TO BE DONE | Each line that includes the word "components" counts once; give the total and nothing more.

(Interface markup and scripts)
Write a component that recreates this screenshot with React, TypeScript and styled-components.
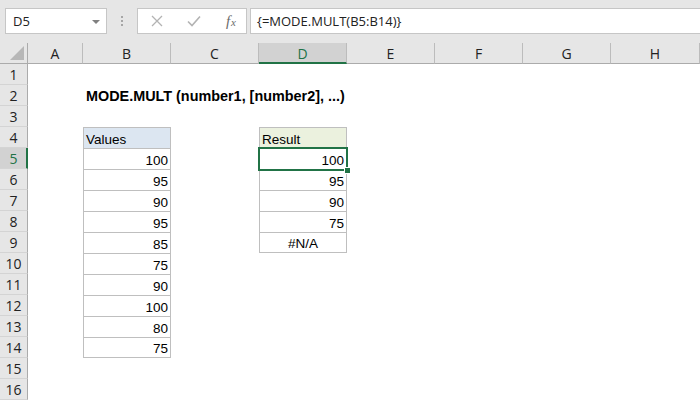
import styled, { createGlobalStyle } from 'styled-components';

const GlobalStyle = createGlobalStyle`
  html, body {
    margin: 0;
    padding: 0;
    background: #ffffff;
    overflow: hidden;
  }
  body {
    font-family: 'Liberation Sans', Arial, sans-serif;
  }
`;

const GREEN = '#217346';
const COLS = ['A', 'B', 'C', 'D', 'E', 'F', 'G', 'H'];
const VALUES = [100, 95, 90, 95, 85, 75, 90, 100, 80, 75];
const RESULTS = ['100', '95', '90', '75', '#N/A'];
const ROWS = Array.from({ length: 16 }, (_, i) => i + 1);

export default function App() {
  return (
    <Window>
      <GlobalStyle />
      <Toolbar>
        <NameBox>
          <span>D5</span>
          <DropArrow />
        </NameBox>
        <Grip>
          <i />
          <i />
          <i />
        </Grip>
        <FormulaButtons>
          <svg width="12" height="12" viewBox="0 0 12 12">
            <path d="M1 1 L11 11 M11 1 L1 11" stroke="#b3b3b3" strokeWidth="1.3" fill="none" />
          </svg>
          <svg width="14" height="12" viewBox="0 0 14 12">
            <path d="M1 6.5 L5 10.5 L13 1.5" stroke="#b3b3b3" strokeWidth="1.6" fill="none" />
          </svg>
          <FxLabel>
            f<sub>x</sub>
          </FxLabel>
        </FormulaButtons>
        <FormulaInput>{'{=MODE.MULT(B5:B14)}'}</FormulaInput>
      </Toolbar>

      <Sheet>
        <Corner>
          <svg width="14" height="14" viewBox="0 0 14 14">
            <path d="M14 0 L14 14 L0 14 Z" fill="#b7b7b7" />
          </svg>
        </Corner>
        {COLS.map((c) => (
          <ColHead key={c} $active={c === 'D'}>
            {c}
          </ColHead>
        ))}

        {ROWS.map((r) => (
          <RowCells key={r} r={r} />
        ))}
      </Sheet>
    </Window>
  );
}

function RowCells({ r }: { r: number }) {
  const cells = [];
  cells.push(
    <RowHead key="h" $active={r === 5}>
      {r}
    </RowHead>
  );

  COLS.forEach((c) => {
    const key = c + r;
    if (r === 2 && c === 'B') {
      cells.push(<Title key={key}>MODE.MULT (number1, [number2], ...)</Title>);
      return;
    }
    if (r === 2 && (c === 'C' || c === 'D' || c === 'E')) return;

    if (c === 'B' && r >= 4 && r <= 14) {
      if (r === 4) {
        cells.push(
          <TableCell key={key} $fill="#dce6f1">
            Values
          </TableCell>
        );
      } else {
        cells.push(
          <TableCell key={key} $align="right" $last={r === 14}>
            {VALUES[r - 5]}
          </TableCell>
        );
      }
      return;
    }

    if (c === 'D' && r >= 4 && r <= 9) {
      if (r === 4) {
        cells.push(
          <TableCell key={key} $fill="#ebf1de">
            Result
          </TableCell>
        );
      } else {
        const v = RESULTS[r - 5];
        cells.push(
          <TableCell key={key} $align={v === '#N/A' ? 'center' : 'right'} $last={r === 9}>
            {v}
            {r === 5 && (
              <Selection>
                <FillHandle />
              </Selection>
            )}
          </TableCell>
        );
      }
      return;
    }

    cells.push(<Blank key={key} />);
  });

  return <>{cells}</>;
}

const Window = styled.div`
  width: 700px;
  height: 400px;
  background: #ffffff;
  overflow: hidden;
`;

const Toolbar = styled.div`
  height: 43px;
  background: #e6e6e6;
  display: flex;
  align-items: flex-start;
  padding: 8px 0 0 5px;
  box-sizing: border-box;
  font-family: 'Open Sans', 'Noto Sans', sans-serif;
  font-size: 13px;
  color: #222;
`;

const NameBox = styled.div`
  width: 102px;
  height: 26px;
  box-sizing: border-box;
  background: #ffffff;
  border: 1px solid #c6c6c6;
  display: flex;
  align-items: center;
  justify-content: space-between;
  padding: 0 6px 0 7px;
`;

const DropArrow = styled.span`
  width: 0;
  height: 0;
  border-left: 4px solid transparent;
  border-right: 4px solid transparent;
  border-top: 4px solid #808080;
  margin-top: 1px;
`;

const Grip = styled.div`
  width: 30px;
  height: 26px;
  display: flex;
  flex-direction: column;
  align-items: center;
  justify-content: center;
  gap: 2px;

  i {
    display: block;
    width: 2px;
    height: 2px;
    background: #a6a6a6;
  }
`;

const FormulaButtons = styled.div`
  width: 110px;
  height: 26px;
  box-sizing: border-box;
  background: #ffffff;
  border: 1px solid #c6c6c6;
  display: flex;
  align-items: center;
  justify-content: space-between;
  padding: 0 10px 0 13px;
`;

const FxLabel = styled.span`
  font-family: 'Liberation Serif', 'DejaVu Serif', serif;
  font-style: italic;
  font-size: 15px;
  color: #6b6b6b;
  line-height: 1;

  sub {
    font-size: 11px;
    vertical-align: 0;
    margin-left: 1px;
  }
`;

const FormulaInput = styled.div`
  flex: 1;
  height: 26px;
  box-sizing: border-box;
  background: #ffffff;
  border: 1px solid #c6c6c6;
  border-right: none;
  margin-left: 3px;
  display: flex;
  align-items: center;
  padding-left: 6px;
  color: #222;
`;

const Sheet = styled.div`
  display: grid;
  grid-template-columns: 28px 55px repeat(6, 88px) 1fr;
  grid-template-rows: 21px repeat(16, 21px);
  font-size: 13.5px;
  color: #000;
`;

const HeaderBase = styled.div`
  box-sizing: border-box;
  background: #e6e6e6;
  font-family: 'Open Sans', 'Noto Sans', sans-serif;
  font-size: 14px;
  color: #222;
  display: flex;
  align-items: center;
  justify-content: center;
`;

const Corner = styled(HeaderBase)`
  border-right: 1px solid #ababab;
  border-bottom: 1px solid #ababab;
  align-items: flex-end;
  justify-content: flex-end;
  padding: 0 3px 3px 0;
`;

const ColHead = styled(HeaderBase)<{ $active?: boolean }>`
  background: ${(p) => (p.$active ? '#d2d2d2' : '#e6e6e6')};
  color: ${(p) => (p.$active ? GREEN : '#222')};
  border-right: 1px solid #bcbcbc;
  border-bottom: ${(p) => (p.$active ? `2px solid ${GREEN}` : '1px solid #ababab')};
  padding-top: ${(p) => (p.$active ? '1px' : '0')};
`;

const RowHead = styled(HeaderBase)<{ $active?: boolean }>`
  background: ${(p) => (p.$active ? '#d2d2d2' : '#e6e6e6')};
  color: ${(p) => (p.$active ? GREEN : '#222')};
  border-bottom: 1px solid #d4d4d4;
  border-right: ${(p) => (p.$active ? `2px solid ${GREEN}` : '1px solid #ababab')};
  padding-left: ${(p) => (p.$active ? '1px' : '0')};
`;

const Blank = styled.div``;

const Title = styled.div`
  grid-column: span 4;
  font-weight: bold;
  font-size: 14.4px;
  white-space: nowrap;
  display: flex;
  align-items: flex-end;
  padding: 0 0 3px 3px;
  line-height: 1;
`;

const TableCell = styled.div<{ $fill?: string; $align?: 'left' | 'right' | 'center'; $last?: boolean }>`
  position: relative;
  box-sizing: border-box;
  background: ${(p) => p.$fill || '#ffffff'};
  border: 1px solid #bfbfbf;
  border-bottom: ${(p) => (p.$last ? '1px solid #bfbfbf' : 'none')};
  display: flex;
  align-items: flex-end;
  justify-content: ${(p) =>
    p.$align === 'right' ? 'flex-end' : p.$align === 'center' ? 'center' : 'flex-start'};
  padding: 0 2px 2px 2px;
  line-height: 1;
  white-space: nowrap;
`;

const Selection = styled.div`
  position: absolute;
  z-index: 2;
  top: -2px;
  left: -2px;
  right: -2px;
  bottom: -2px;
  border: 2px solid ${GREEN};
  pointer-events: none;
`;

const FillHandle = styled.div`
  position: absolute;
  right: -5px;
  bottom: -5px;
  width: 5px;
  height: 5px;
  background: ${GREEN};
  border: 1px solid #ffffff;
`;
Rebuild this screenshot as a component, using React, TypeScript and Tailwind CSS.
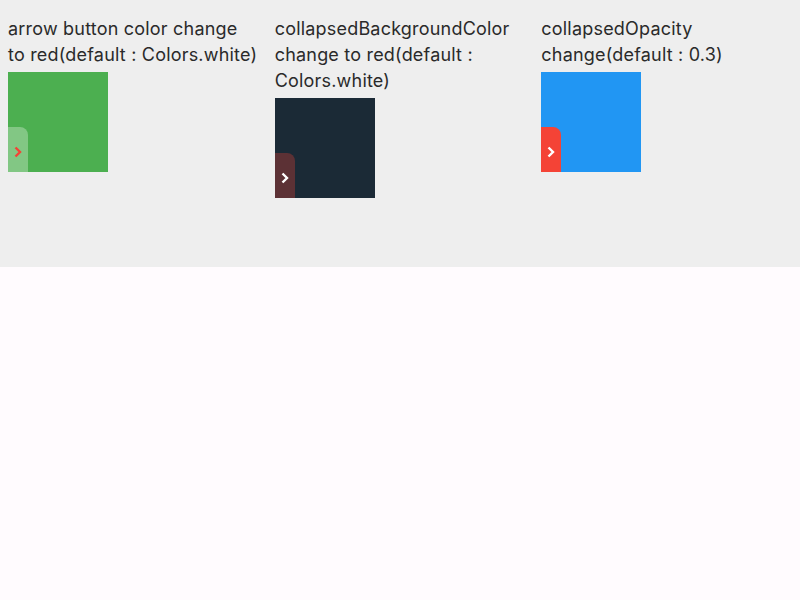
const cells = [
  {
    lines: ["arrow button color change", "to red(default : Colors.white)"],
    box: "bg-[#4caf50]",
    tab: "bg-white/30",
    arrow: "#f44336",
  },
  {
    lines: ["collapsedBackgroundColor", "change to red(default :", "Colors.white)"],
    box: "bg-[#1b2a36]",
    tab: "bg-[#f44336]/30",
    arrow: "#ffffff",
  },
  {
    lines: ["collapsedOpacity", "change(default : 0.3)"],
    box: "bg-[#2196f3]",
    tab: "bg-[#f44336]",
    arrow: "#ffffff",
  },
];

function Chevron({ color }: { color: string }) {
  return (
    <svg width="8" height="12" viewBox="0 0 8 12">
      <polyline
        points="1.5,1.5 6,6 1.5,10.5"
        fill="none"
        stroke={color}
        strokeWidth="2.4"
      />
    </svg>
  );
}

export default function App() {
  return (
    <div className="min-h-[600px] w-[800px] bg-[#fffbfe] font-['Inter',sans-serif]">
      <div className="grid grid-cols-3 bg-[#eeeeee]">
        {cells.map((c) => (
          <div key={c.lines[0]} className="aspect-square px-2 pt-[16px]">
            <p className="whitespace-nowrap text-[18px] leading-[26px] tracking-[0.2px] text-[#2a2a2a]">
              {c.lines.map((l) => (
                <span key={l} className="block">
                  {l}
                </span>
              ))}
            </p>
            <div className={`mt-[4px] flex h-[100px] w-[100px] items-end ${c.box}`}>
              <div
                className={`flex h-[45px] w-5 items-center justify-center rounded-tr-lg pt-[5px] ${c.tab}`}
              >
                <Chevron color={c.arrow} />
              </div>
            </div>
          </div>
        ))}
      </div>
    </div>
  );
}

TASK ANSWER | 2